> [AIM]: Provide the number of lines containing the word "with", and nothing else.

> [AVAILABLE DATA]:
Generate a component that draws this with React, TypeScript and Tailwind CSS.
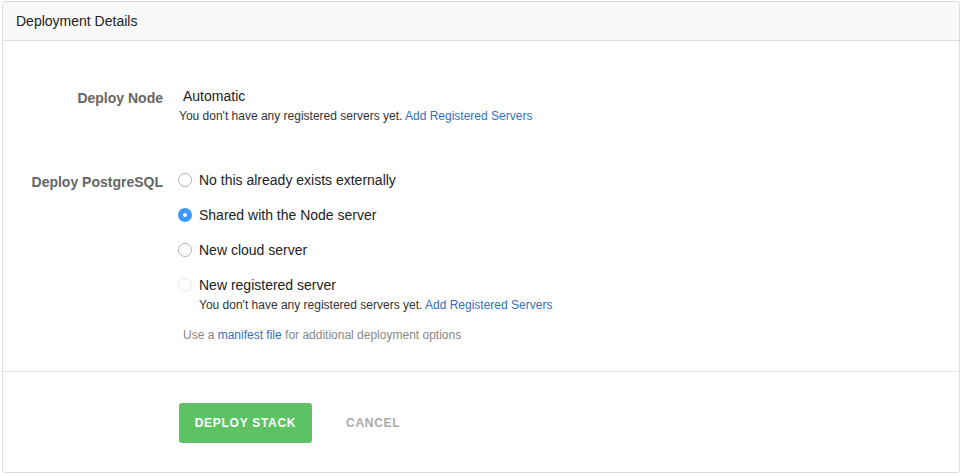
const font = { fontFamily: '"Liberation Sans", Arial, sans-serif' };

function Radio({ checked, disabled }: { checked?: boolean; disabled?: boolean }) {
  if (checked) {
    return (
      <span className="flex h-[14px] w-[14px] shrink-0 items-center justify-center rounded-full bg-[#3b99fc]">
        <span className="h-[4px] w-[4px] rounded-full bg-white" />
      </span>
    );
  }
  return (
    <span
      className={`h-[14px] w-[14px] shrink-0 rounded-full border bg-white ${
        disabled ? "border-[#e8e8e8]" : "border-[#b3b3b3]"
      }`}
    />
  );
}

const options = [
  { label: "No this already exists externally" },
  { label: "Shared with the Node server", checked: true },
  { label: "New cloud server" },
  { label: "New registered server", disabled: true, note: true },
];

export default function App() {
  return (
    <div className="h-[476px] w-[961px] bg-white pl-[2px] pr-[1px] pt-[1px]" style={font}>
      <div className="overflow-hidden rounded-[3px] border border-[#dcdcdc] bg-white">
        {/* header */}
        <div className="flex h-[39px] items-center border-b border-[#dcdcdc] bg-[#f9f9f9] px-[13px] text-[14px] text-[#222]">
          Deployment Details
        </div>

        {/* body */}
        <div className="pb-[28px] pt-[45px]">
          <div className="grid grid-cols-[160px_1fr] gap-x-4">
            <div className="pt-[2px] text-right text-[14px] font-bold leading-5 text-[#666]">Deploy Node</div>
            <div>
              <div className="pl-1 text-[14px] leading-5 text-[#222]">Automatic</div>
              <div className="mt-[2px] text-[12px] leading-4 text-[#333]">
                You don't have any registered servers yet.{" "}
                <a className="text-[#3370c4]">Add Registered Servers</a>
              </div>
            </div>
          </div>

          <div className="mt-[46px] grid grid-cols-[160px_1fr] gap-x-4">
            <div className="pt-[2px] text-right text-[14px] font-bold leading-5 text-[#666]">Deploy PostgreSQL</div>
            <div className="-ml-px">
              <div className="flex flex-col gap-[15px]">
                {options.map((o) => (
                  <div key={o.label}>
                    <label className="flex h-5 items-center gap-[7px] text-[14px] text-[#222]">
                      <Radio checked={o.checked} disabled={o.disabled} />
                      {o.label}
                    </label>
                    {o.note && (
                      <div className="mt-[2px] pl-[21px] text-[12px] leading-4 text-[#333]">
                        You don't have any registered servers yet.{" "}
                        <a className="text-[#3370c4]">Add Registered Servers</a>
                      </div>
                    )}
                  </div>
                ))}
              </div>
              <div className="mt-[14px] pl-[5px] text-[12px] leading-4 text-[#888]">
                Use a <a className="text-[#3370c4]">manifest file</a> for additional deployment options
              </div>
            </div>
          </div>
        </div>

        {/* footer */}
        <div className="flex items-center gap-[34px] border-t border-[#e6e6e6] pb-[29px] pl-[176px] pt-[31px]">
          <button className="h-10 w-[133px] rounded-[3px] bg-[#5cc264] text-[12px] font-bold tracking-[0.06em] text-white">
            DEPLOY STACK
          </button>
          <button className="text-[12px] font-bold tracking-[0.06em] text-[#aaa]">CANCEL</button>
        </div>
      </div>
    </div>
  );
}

> [COMPLETE ANSWER]: 2